“An Abundance of Caution” Doesn’t Trump the Public’s Right to Know
By Sarah Belton
We’re emerging from a summer where payday lending was the topic of a terrific rant by John Oliver and a Shark Week Campaign reminded folks of the dangers of predatory lending practices. We should remember that the dissemination of this information depends on public access. This means access to legislative hearings, access to interviews, and access to cases combating lending abuses—cases like the one currently being prosecuted by the Federal Trade Commission in federal court in Nevada.
Public Justice is representing Americans for Financial Reform, an organization dedicated to transparency for all financial products, in asking the court to unseal briefs and exhibits being hidden by the defense in the FTC’s case.
In April 2012, the FTC sued a bunch of online payday lenders alleging that the defendants engaged in deceptive acts and practices in connection with their payday loans. The defendants in the case—lenders operating a myriad of websites and claiming association with Native American Tribes to avoid complying with state laws—conditioned their loans on electronic access to borrower bank accounts. Then the lenders made periodic withdrawals in amounts that far exceeded the total of payments represented in their loan documents. Oh, and their collection practices included threatening consumers with arrest or legal action if they didn’t pay up. These behaviors aren’t just sketchy; they are prohibited by federal laws.

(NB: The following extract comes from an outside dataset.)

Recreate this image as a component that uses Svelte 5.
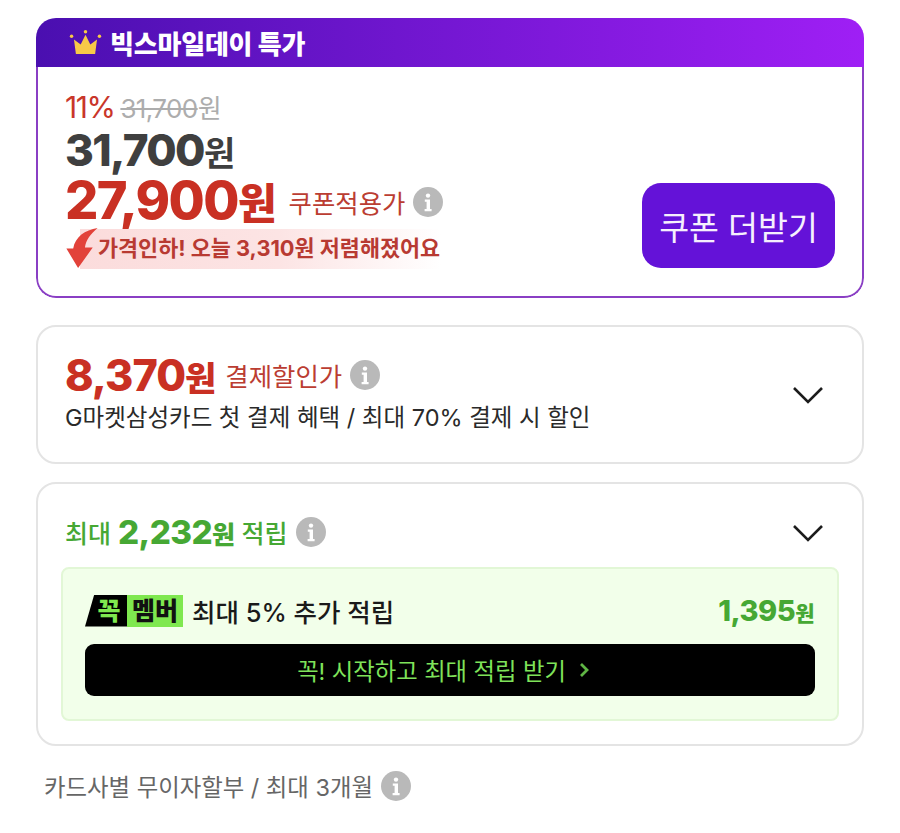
<script lang="ts">
    const cards = {
        title: "빅스마일데이 특가",
        coupon: "쿠폰 더받기",
    };
</script>

{#snippet info()}
    <svg class="info" viewBox="0 0 30 30" aria-hidden="true">
        <circle cx="15" cy="15" r="15" fill="#b9b9b9" />
        <circle cx="15" cy="8.6" r="2.2" fill="#fff" />
        <path d="M11.8 12.6h5.2v9.4h1.6v2.2h-7V22h2v-7.2h-1.8z" fill="#fff" />
    </svg>
{/snippet}

{#snippet chevron()}
    <svg class="chevron" viewBox="0 0 32 20" aria-hidden="true">
        <path d="M2 3l14 14L30 3" fill="none" stroke="#1c1c1c" stroke-width="2.6" />
    </svg>
{/snippet}

<div class="page">
    <section class="card deal">
        <header class="deal-head">
            <svg class="crown" viewBox="0 0 34 26" aria-hidden="true">
                <path d="M5 10l7 5 5-10 5 10 7-5-2 15H7z" fill="#f7c948" />
                <circle cx="2.5" cy="6.5" r="1.8" fill="#f7c948" />
                <circle cx="17" cy="1.8" r="1.8" fill="#f7c948" />
                <circle cx="31.5" cy="6.5" r="1.8" fill="#f7c948" />
            </svg>
            <span>{cards.title}</span>
        </header>
        <div class="deal-body">
            <div class="prices">
                <div class="orig">
                    <span class="pct">11%</span>
                    <span class="strike"><s>31,700</s>원</span>
                </div>
                <div class="now">31,700<small>원</small></div>
                <div class="final">
                    <strong>27,900<small>원</small></strong>
                    <span class="label">쿠폰적용가</span>
                    {@render info()}
                </div>
                <div class="drop">
                    <svg class="arrow" viewBox="0 0 34 42" aria-hidden="true">
                        <path d="M33 0C20 2 10 9 8 21H1L13 41 28 20H20C21 12 26 6 33 0Z" fill="#e2423a" />
                    </svg>
                    <span>가격인하! 오늘 3,310원 저렴해졌어요</span>
                </div>
            </div>
            <button class="coupon">{cards.coupon}</button>
        </div>
    </section>

    <section class="card pay">
        <div class="pay-text">
            <div class="pay-line">
                <strong>8,370<small>원</small></strong>
                <span class="label">결제할인가</span>
                {@render info()}
            </div>
            <p>G마켓삼성카드 첫 결제 혜택 / 최대 70% 결제 시 할인</p>
        </div>
        {@render chevron()}
    </section>

    <section class="card save">
        <div class="save-head">
            <div class="save-line">
                <span>최대</span>
                <strong>2,232<small>원</small></strong>
                <span>적립</span>
                {@render info()}
            </div>
            {@render chevron()}
        </div>
        <div class="member">
            <div class="member-row">
                <div class="member-left">
                    <div class="badge">
                        <span class="badge-k">꼭</span><span class="badge-m">멤버</span>
                    </div>
                    <span>최대 5% 추가 적립</span>
                </div>
                <b>1,395<small>원</small></b>
            </div>
            <button class="start">
                꼭! 시작하고 최대 적립 받기
                <svg viewBox="0 0 10 16" aria-hidden="true">
                    <path d="M2 2l6 6-6 6" fill="none" stroke="#5fb544" stroke-width="2.8" />
                </svg>
            </button>
        </div>
    </section>

    <div class="install">
        <span>카드사별 무이자할부 / 최대 3개월</span>
        {@render info()}
    </div>
</div>

<style>
    :global(body) {
        background: #fff;
    }

    .page {
        box-sizing: border-box;
        width: 900px;
        height: 833px;
        padding: 18px 36px 0 36px;
        overflow: hidden;
        font-family: Inter, "Noto Sans CJK KR", sans-serif;
        color: #222;
    }

    .card {
        box-sizing: border-box;
        width: 828px;
        border: 2px solid #e4e4e4;
        border-radius: 20px;
        background: #fff;
    }

    .info {
        width: 30px;
        height: 30px;
        flex: none;
    }

    .chevron {
        width: 32px;
        height: 20px;
        flex: none;
    }

    .deal {
        height: 280px;
        border: 0;
        overflow: hidden;
    }

    .deal-head {
        display: flex;
        align-items: center;
        gap: 8px;
        height: 49px;
        padding-left: 33px;
        background: linear-gradient(90deg, #4a0fb0, #9f1ff5);
        color: #fff;
        font-size: 26px;
        font-weight: 800;
        letter-spacing: -0.2px;
    }

    .crown {
        width: 33px;
        height: 25px;
    }

    .deal-body {
        display: flex;
        justify-content: space-between;
        align-items: flex-end;
        padding: 0 27px 27px 27px;
        height: 231px;
        box-sizing: border-box;
        border: 2px solid #8a3fc4;
        border-top: 0;
        border-radius: 0 0 20px 20px;
    }

    .prices {
        display: flex;
        flex-direction: column;
    }

    .orig {
        display: flex;
        align-items: baseline;
        gap: 6px;
        height: 38px;
        line-height: 34px;
    }

    .pct {
        color: #c9362a;
        font-size: 30px;
        letter-spacing: -1.5px;
    }

    .strike {
        color: #adadad;
        font-size: 26px;
        letter-spacing: -0.6px;
    }

    .now {
        height: 48px;
        line-height: 44px;
        font-size: 44px;
        font-weight: 800;
        color: #3f3f3f;
        letter-spacing: -1.6px;
    }

    .now small {
        font-size: 34px;
        font-weight: 700;
        letter-spacing: 0;
    }

    .final {
        display: flex;
        align-items: center;
        height: 52px;
    }

    .final strong {
        font-size: 52.4px;
        line-height: 52px;
        font-weight: 800;
        color: #c93023;
        letter-spacing: -1.6px;
        margin-right: 12px;
    }

    .final strong small {
        font-size: 42px;
        letter-spacing: 0;
    }

    .label {
        font-size: 25.4px;
        color: #bb3d32;
        margin-right: 8px;
    }

    .drop {
        position: relative;
        display: flex;
        align-items: center;
        width: 361px;
        height: 40px;
        margin-top: 1px;
        margin-left: 15px;
        padding: 0 0 5px 18px;
        box-sizing: border-box;
        background: linear-gradient(90deg, #fbdcdc 0%, #fce4e4 55%, #fff 100%);
        color: #b83a32;
        font-size: 21.8px;
        font-weight: 700;
        white-space: nowrap;
    }

    .arrow {
        position: absolute;
        left: -15px;
        top: -1px;
        width: 34px;
        height: 41px;
    }

    .coupon {
        width: 193px;
        height: 85px;
        margin-bottom: 1px;
        border: 0;
        border-radius: 19px;
        background: #6412d8;
        color: #f6effd;
        font: 400 32.5px Inter, "Noto Sans CJK KR", sans-serif;
    }

    .pay {
        display: flex;
        align-items: center;
        justify-content: space-between;
        height: 139px;
        margin-top: 27px;
        padding: 0 38px 0 27px;
    }

    .pay-line {
        display: flex;
        align-items: center;
        height: 46px;
        margin-top: -3px;
    }

    .pay-line strong {
        font-size: 43.2px;
        font-weight: 800;
        color: #c93023;
        letter-spacing: -1px;
        margin-right: 10px;
    }

    .pay-line strong small {
        font-size: 34px;
    }

    .pay p {
        margin: 4px 0 0;
        font-size: 23.5px;
        line-height: 32px;
        color: #2a2a2a;
    }

    .save {
        height: 264px;
        margin-top: 18px;
        padding: 0 23px;
    }

    .save-head {
        display: flex;
        align-items: center;
        justify-content: space-between;
        height: 83px;
        padding: 15px 15px 0 4px;
        box-sizing: border-box;
    }

    .save-line {
        display: flex;
        align-items: center;
        gap: 7px;
        color: #46a834;
        font-size: 25px;
        font-weight: 500;
        margin-top: -3px;
    }

    .save-line strong {
        font-size: 33.2px;
        font-weight: 800;
        letter-spacing: -0.6px;
    }

    .save-line strong small {
        font-size: 25px;
    }

    .save-line .info {
        margin-left: 2px;
    }

    .member {
        box-sizing: border-box;
        height: 154px;
        padding: 0 23px 0 22px;
        border: 2px solid #e2f7d6;
        border-radius: 8px;
        background: #f2ffea;
    }

    .member-row {
        display: flex;
        align-items: center;
        justify-content: space-between;
        height: 75px;
        padding-top: 8px;
        box-sizing: border-box;
    }

    .member-left {
        display: flex;
        align-items: center;
        gap: 9px;
        font-size: 25.5px;
        font-weight: 500;
        color: #1a1a1a;
    }

    .badge {
        display: flex;
        height: 32px;
        font-size: 25px;
        line-height: 32px;
        font-weight: 800;
    }

    .badge-k {
        width: 42px;
        padding-left: 6px;
        box-sizing: border-box;
        background: #000;
        color: #7fe84f;
        clip-path: polygon(22% 0, 100% 0, 100% 100%, 0 100%);
        text-align: center;
    }

    .badge-m {
        width: 56px;
        background: #7fe84f;
        color: #111;
        text-align: center;
    }

    .member-row b {
        color: #46a834;
        font-size: 29px;
        font-weight: 800;
        letter-spacing: -0.5px;
    }

    .member-row b small {
        font-size: 21px;
    }

    .start {
        display: flex;
        align-items: center;
        justify-content: center;
        gap: 13px;
        width: 730px;
        height: 52px;
        padding: 0 14px 0 0;
        border: 0;
        border-radius: 9px;
        background: #000;
        color: #7fe35a;
        font: 400 23.3px Inter, "Noto Sans CJK KR", sans-serif;
    }

    .start svg {
        width: 10px;
        height: 16px;
    }

    .install {
        display: flex;
        align-items: center;
        gap: 8px;
        margin-top: 23px;
        padding-left: 8px;
        font-size: 23.4px;
        color: #666;
    }
</style>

In the years of litigation that have followed, much of the information filed in this case, hundreds of pages of briefs and exhibits including details about the loans and various documents produced the defendants, have been sealed.
Many of these documents weren’t sealed because a party had made the showing—required by the First Amendment and federal common law—to overcome the public’s presumptive right of access. Instead, they were sealed out of “an abundance of caution.” Caution doesn’t meet the high legal standard required for secrecy. Accordingly, we are asking the court to immediately unseal these records.
As my colleagues have recently lamented in a case regarding defective highway guardrails, it shouldn’t be a secret when products are unsafe. That is just as true when the products in question are payday loans—high interest loans marketed to desperate and vulnerable borrowers to trap them in a cycle of debt. And it’s especially true in a case where the central allegations are that a payday lending enterprise violated federal laws by obscuring the terms of its online loans.
For years, the payday lenders in this case thrived by using a maze of websites and corporate structures. Keeping documents about these loans secret and away from the public eye further hides the illicit practices at the heart of this litigation. We’ve got a right to know what’s happening in our courts. Public Justice is committed to making sure that right protects the public and not the secrets of payday lenders.